RAW RECORDS ::

========================

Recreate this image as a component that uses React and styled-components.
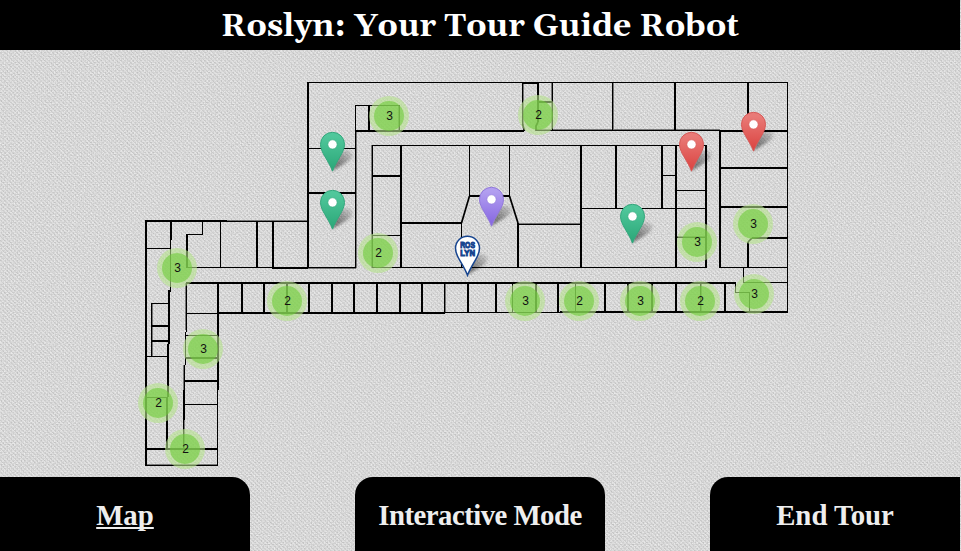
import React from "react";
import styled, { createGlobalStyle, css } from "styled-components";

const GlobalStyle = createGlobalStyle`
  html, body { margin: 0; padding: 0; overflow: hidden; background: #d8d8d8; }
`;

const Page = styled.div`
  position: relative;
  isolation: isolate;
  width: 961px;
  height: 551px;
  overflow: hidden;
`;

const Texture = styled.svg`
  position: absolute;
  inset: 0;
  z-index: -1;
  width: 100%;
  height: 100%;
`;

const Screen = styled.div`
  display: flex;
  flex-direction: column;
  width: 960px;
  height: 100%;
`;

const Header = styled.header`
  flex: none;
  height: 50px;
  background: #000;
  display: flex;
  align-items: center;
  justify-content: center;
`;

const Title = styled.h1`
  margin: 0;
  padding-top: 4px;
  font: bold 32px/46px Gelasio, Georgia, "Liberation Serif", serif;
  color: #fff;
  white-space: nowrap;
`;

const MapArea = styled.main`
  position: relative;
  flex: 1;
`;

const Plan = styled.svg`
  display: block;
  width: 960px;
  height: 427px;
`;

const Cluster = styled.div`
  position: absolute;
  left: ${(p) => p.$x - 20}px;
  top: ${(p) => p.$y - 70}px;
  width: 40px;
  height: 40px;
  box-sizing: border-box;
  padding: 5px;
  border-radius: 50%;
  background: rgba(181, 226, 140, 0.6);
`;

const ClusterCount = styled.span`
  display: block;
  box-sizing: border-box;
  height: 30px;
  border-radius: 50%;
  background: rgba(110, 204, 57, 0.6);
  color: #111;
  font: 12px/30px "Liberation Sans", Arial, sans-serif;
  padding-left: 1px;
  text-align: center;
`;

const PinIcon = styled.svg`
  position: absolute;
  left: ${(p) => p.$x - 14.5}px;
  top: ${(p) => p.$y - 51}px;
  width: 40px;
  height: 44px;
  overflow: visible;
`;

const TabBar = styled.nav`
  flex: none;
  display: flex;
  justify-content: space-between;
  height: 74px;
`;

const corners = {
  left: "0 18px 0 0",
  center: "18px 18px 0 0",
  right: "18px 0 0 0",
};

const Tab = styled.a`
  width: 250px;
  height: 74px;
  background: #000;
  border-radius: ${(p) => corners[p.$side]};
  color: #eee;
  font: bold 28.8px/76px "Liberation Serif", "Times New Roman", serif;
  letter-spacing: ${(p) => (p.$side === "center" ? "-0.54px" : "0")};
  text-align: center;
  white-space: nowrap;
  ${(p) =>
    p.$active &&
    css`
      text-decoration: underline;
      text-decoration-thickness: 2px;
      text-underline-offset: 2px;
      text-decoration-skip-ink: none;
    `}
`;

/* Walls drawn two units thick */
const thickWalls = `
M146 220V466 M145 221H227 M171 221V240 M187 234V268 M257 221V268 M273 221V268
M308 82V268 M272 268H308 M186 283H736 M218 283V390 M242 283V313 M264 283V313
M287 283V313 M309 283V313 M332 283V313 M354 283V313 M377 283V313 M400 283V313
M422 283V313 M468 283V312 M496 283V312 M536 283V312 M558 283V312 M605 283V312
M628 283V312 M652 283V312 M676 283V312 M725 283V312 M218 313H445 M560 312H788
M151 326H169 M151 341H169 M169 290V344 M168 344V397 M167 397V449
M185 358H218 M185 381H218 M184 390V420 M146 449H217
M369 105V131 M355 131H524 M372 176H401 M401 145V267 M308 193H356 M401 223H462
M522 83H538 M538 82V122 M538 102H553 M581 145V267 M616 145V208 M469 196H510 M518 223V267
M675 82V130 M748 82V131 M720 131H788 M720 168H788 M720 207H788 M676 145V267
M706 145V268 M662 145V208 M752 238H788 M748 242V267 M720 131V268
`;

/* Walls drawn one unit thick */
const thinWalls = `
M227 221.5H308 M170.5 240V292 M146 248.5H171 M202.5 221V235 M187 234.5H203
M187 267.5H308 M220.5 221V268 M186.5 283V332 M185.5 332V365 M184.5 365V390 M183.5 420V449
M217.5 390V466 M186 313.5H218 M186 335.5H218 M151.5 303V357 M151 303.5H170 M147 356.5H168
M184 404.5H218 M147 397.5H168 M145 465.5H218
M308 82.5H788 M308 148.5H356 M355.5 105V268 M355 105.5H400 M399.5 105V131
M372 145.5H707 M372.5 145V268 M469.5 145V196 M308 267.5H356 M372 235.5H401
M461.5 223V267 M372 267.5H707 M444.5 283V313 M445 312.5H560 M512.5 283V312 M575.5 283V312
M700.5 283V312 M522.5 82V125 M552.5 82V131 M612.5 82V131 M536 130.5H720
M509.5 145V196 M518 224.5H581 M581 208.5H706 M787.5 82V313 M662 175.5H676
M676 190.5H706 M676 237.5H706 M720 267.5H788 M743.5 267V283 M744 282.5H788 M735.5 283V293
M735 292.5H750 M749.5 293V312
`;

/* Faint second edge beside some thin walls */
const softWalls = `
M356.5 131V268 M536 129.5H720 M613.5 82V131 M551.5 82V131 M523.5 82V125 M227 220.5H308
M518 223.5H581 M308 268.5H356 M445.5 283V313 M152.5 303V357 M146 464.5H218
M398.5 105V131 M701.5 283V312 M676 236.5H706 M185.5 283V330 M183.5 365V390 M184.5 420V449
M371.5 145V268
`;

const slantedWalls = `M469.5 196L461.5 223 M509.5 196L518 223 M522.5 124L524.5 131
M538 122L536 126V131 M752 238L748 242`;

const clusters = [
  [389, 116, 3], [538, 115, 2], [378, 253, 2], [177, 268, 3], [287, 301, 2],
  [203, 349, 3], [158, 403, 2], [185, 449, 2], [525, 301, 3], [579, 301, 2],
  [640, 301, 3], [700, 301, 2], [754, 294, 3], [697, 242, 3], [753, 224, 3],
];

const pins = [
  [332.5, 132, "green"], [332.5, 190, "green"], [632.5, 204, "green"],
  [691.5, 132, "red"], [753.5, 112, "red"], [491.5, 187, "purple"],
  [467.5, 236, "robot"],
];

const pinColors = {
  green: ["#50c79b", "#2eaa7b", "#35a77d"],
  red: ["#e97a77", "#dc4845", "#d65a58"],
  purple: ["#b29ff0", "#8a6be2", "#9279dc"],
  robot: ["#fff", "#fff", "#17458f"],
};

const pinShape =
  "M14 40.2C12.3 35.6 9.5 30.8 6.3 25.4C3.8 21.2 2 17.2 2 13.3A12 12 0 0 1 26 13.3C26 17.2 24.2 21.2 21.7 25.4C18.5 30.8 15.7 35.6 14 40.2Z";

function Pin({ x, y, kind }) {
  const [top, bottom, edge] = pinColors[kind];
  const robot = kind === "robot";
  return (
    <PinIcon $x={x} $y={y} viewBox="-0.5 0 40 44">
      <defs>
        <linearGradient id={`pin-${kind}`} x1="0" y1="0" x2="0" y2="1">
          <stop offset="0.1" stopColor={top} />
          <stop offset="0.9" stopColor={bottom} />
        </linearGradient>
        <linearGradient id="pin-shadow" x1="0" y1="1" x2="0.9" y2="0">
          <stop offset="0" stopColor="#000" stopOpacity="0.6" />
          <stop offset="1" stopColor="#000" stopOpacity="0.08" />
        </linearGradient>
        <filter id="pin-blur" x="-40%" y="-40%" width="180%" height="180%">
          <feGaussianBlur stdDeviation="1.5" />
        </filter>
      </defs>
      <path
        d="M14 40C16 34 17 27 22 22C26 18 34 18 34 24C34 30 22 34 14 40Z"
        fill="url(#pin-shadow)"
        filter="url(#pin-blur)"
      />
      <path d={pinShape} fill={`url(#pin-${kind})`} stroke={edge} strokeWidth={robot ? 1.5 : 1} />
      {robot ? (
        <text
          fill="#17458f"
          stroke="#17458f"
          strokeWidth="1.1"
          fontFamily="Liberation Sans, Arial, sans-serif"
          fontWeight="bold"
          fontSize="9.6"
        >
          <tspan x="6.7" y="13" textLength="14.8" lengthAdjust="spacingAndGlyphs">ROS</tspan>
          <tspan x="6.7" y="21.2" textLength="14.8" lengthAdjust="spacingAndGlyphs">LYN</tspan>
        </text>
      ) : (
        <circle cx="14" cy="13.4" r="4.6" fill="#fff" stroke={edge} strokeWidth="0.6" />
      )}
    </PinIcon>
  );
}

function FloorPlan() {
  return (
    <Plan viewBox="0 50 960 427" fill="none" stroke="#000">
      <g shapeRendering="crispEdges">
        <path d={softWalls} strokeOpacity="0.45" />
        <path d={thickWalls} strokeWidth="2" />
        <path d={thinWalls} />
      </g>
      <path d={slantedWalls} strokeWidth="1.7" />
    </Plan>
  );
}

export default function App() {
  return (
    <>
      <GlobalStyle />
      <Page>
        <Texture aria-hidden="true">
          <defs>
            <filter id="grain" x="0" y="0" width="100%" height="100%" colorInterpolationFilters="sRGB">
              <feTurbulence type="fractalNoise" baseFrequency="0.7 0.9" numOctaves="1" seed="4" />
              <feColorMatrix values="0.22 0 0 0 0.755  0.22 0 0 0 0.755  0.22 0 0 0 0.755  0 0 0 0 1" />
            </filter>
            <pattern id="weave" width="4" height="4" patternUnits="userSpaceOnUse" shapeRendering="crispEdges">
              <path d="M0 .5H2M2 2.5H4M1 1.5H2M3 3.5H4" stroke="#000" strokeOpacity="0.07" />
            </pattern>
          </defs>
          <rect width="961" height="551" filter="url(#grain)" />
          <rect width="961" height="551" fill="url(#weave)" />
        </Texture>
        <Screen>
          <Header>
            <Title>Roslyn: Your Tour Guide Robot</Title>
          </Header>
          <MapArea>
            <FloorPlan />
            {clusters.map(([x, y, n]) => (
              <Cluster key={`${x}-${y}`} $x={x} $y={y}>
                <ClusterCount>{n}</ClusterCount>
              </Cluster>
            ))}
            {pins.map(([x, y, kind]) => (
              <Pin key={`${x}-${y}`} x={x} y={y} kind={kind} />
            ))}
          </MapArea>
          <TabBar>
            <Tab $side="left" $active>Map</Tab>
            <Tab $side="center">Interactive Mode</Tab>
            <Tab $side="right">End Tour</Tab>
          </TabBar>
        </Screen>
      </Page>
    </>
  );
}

========================

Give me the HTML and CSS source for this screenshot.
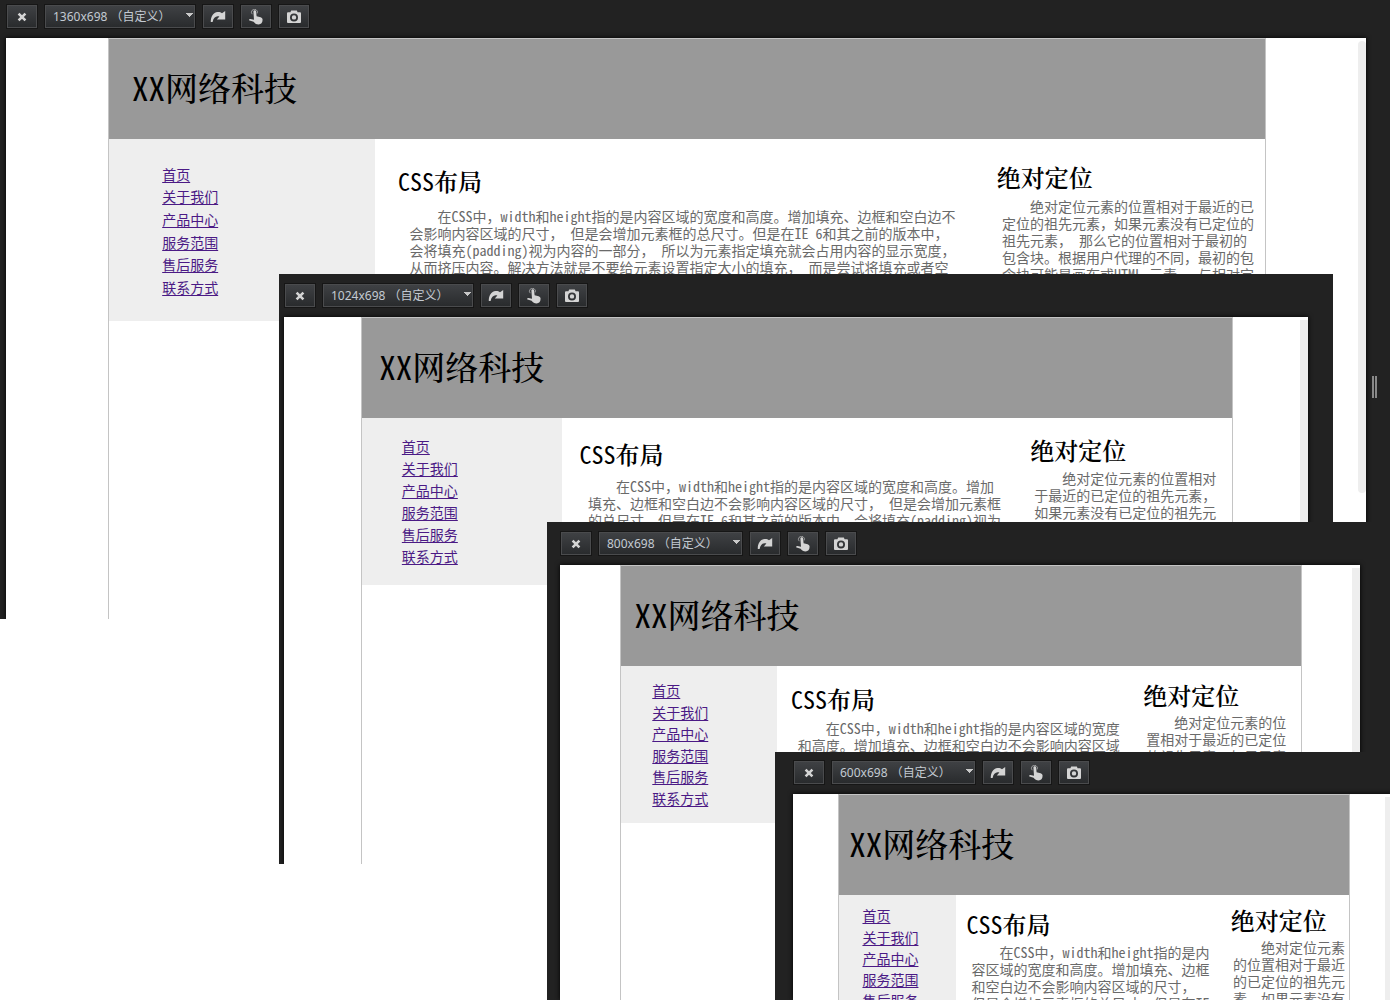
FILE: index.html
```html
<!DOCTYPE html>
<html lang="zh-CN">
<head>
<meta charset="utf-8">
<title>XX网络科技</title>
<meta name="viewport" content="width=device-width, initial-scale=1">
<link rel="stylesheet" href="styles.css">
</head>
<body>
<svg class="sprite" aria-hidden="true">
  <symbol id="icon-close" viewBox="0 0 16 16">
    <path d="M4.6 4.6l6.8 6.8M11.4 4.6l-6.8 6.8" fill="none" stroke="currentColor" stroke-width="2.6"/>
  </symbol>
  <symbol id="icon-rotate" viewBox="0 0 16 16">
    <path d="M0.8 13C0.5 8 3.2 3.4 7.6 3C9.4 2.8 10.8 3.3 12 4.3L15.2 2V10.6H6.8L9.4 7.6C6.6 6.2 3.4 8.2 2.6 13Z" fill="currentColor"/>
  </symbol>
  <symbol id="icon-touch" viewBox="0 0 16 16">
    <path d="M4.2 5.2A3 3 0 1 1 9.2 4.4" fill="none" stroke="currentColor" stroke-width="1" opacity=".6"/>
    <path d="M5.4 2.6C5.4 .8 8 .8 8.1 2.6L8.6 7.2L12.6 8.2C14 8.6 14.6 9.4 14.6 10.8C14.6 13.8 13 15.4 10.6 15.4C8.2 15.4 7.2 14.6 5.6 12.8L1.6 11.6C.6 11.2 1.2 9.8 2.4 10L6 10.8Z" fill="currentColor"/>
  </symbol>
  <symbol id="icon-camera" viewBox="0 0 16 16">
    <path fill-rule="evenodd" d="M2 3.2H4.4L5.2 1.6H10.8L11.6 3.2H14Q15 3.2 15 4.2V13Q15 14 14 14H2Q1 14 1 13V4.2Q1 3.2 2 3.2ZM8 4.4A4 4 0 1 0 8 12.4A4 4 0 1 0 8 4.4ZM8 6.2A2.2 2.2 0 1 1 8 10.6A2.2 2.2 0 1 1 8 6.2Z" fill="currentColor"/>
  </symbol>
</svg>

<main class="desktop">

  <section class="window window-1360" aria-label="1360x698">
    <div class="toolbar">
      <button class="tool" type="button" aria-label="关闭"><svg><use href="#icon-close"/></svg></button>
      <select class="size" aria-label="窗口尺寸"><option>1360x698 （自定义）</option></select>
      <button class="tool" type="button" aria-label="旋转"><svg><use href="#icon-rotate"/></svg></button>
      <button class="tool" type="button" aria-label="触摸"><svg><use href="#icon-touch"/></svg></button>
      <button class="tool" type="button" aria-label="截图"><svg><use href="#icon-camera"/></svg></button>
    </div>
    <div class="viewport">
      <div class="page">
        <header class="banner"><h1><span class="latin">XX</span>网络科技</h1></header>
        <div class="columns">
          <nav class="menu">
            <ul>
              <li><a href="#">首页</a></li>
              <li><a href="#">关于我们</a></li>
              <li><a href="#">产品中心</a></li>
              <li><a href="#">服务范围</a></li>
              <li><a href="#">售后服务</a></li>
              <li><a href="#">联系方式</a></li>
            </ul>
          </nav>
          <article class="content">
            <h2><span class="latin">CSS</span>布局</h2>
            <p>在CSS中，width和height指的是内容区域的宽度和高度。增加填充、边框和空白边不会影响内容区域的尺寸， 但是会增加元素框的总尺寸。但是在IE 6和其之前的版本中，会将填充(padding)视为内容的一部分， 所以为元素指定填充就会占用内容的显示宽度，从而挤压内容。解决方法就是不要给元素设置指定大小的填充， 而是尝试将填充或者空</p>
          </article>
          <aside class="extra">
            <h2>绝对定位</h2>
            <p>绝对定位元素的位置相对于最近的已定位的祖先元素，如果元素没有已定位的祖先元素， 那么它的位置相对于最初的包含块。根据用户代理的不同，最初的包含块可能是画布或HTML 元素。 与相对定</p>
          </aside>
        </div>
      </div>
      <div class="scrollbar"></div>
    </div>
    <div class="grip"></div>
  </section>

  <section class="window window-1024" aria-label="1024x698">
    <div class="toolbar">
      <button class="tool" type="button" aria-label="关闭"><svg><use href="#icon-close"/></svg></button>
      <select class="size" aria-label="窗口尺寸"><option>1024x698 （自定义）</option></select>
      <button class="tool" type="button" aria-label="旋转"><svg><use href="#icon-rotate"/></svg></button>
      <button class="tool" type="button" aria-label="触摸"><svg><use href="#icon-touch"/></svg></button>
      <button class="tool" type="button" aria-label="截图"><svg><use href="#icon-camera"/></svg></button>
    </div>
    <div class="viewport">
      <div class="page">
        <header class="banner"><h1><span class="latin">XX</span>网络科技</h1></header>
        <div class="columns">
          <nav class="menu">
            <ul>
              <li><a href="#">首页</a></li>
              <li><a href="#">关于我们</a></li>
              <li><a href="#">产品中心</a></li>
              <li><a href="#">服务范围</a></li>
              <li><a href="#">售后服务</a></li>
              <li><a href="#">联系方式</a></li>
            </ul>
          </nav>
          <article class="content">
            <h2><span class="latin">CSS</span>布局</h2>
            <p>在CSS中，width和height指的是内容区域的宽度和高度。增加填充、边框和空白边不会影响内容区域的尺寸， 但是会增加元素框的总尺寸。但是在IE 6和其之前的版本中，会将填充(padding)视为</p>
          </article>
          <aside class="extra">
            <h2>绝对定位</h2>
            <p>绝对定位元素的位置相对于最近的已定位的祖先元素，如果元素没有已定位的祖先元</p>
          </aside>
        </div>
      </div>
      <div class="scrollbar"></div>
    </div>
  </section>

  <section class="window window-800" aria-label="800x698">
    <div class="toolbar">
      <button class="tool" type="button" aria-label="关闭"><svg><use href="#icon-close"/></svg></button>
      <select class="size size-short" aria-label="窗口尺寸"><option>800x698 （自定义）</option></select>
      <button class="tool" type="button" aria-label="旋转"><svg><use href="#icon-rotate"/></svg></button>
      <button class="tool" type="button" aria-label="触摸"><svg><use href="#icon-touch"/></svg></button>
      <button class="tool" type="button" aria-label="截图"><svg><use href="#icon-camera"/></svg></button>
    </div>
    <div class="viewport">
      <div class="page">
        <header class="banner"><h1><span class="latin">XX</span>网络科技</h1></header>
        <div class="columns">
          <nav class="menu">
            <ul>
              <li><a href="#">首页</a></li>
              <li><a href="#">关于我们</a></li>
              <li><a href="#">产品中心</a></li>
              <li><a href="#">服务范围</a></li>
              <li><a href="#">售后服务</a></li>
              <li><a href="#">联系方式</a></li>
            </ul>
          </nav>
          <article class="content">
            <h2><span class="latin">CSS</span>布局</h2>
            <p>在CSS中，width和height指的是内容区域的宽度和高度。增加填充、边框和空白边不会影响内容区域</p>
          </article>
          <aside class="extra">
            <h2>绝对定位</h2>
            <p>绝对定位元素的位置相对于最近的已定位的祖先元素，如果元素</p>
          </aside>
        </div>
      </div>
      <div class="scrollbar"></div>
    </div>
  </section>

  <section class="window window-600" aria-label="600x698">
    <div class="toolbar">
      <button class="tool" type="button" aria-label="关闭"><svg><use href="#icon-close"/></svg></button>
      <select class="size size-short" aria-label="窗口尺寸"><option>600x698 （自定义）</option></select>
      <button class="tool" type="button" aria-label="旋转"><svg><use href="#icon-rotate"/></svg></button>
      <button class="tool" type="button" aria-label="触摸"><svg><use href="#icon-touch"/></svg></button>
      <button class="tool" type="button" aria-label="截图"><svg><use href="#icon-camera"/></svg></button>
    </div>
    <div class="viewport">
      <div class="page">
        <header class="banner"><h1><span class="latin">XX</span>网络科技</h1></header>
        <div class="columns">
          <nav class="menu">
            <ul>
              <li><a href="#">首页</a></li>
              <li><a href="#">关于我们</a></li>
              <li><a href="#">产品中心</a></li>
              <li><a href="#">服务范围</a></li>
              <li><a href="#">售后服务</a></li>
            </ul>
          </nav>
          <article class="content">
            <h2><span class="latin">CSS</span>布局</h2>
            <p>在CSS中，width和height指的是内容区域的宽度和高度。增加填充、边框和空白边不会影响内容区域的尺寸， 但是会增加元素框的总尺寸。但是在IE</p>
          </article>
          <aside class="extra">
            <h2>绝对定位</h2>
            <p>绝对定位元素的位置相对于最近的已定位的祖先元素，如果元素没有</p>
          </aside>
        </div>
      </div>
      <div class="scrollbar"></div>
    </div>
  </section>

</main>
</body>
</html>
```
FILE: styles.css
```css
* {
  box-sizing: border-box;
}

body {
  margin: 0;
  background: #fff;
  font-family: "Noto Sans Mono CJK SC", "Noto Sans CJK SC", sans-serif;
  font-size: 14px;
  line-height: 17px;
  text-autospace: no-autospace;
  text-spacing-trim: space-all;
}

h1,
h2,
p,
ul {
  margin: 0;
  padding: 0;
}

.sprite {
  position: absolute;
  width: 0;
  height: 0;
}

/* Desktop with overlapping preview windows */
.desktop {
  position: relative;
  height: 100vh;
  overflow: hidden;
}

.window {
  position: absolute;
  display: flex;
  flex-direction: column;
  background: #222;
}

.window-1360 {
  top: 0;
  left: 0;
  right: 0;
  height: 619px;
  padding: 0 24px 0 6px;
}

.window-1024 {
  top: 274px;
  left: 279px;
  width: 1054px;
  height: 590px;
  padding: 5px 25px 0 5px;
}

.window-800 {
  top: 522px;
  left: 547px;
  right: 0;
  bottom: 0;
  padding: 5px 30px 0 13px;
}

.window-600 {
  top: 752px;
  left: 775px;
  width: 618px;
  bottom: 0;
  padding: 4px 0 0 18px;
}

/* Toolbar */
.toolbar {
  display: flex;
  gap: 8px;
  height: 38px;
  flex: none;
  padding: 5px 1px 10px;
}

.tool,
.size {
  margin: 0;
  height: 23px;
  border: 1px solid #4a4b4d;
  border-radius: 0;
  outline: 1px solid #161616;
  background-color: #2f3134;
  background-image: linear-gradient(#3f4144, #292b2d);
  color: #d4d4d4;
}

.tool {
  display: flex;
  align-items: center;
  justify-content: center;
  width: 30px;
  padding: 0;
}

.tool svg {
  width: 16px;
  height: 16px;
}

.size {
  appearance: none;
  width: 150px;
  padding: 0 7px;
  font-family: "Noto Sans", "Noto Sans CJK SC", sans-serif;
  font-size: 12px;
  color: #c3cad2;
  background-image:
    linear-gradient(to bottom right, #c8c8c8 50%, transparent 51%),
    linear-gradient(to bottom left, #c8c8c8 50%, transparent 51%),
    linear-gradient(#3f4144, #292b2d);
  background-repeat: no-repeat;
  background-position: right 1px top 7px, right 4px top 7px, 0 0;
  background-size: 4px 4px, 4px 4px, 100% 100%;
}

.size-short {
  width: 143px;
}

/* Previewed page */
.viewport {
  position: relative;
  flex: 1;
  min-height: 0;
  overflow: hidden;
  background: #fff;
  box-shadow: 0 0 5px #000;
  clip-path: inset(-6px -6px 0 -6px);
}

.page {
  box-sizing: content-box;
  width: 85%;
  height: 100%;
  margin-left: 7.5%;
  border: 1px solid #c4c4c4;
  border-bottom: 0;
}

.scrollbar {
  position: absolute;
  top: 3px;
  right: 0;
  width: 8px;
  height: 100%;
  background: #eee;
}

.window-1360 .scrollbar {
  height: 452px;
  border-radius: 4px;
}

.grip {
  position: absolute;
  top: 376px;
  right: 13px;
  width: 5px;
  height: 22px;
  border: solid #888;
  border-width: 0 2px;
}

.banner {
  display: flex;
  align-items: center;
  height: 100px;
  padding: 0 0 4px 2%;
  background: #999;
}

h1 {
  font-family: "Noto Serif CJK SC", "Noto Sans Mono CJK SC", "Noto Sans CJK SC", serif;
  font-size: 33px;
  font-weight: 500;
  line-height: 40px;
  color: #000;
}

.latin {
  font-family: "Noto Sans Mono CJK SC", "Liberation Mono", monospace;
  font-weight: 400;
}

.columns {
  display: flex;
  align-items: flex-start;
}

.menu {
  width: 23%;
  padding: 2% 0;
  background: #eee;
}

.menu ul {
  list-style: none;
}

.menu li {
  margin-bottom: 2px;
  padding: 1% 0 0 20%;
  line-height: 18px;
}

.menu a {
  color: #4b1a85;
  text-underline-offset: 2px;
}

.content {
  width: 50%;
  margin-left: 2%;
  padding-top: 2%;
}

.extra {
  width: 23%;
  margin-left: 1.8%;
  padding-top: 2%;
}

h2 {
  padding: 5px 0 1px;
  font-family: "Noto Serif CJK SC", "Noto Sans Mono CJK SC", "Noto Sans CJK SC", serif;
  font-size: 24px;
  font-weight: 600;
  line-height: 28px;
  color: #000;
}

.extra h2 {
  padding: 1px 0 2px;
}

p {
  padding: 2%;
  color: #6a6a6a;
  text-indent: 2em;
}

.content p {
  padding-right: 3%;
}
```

========================

Check each line of the entries above, and show every one holding the word "image".

RESULT BELOW ::
Recreate this image as a component that uses React and styled-components.
  background-image: linear-gradient(#3f4144, #292b2d);
  background-image:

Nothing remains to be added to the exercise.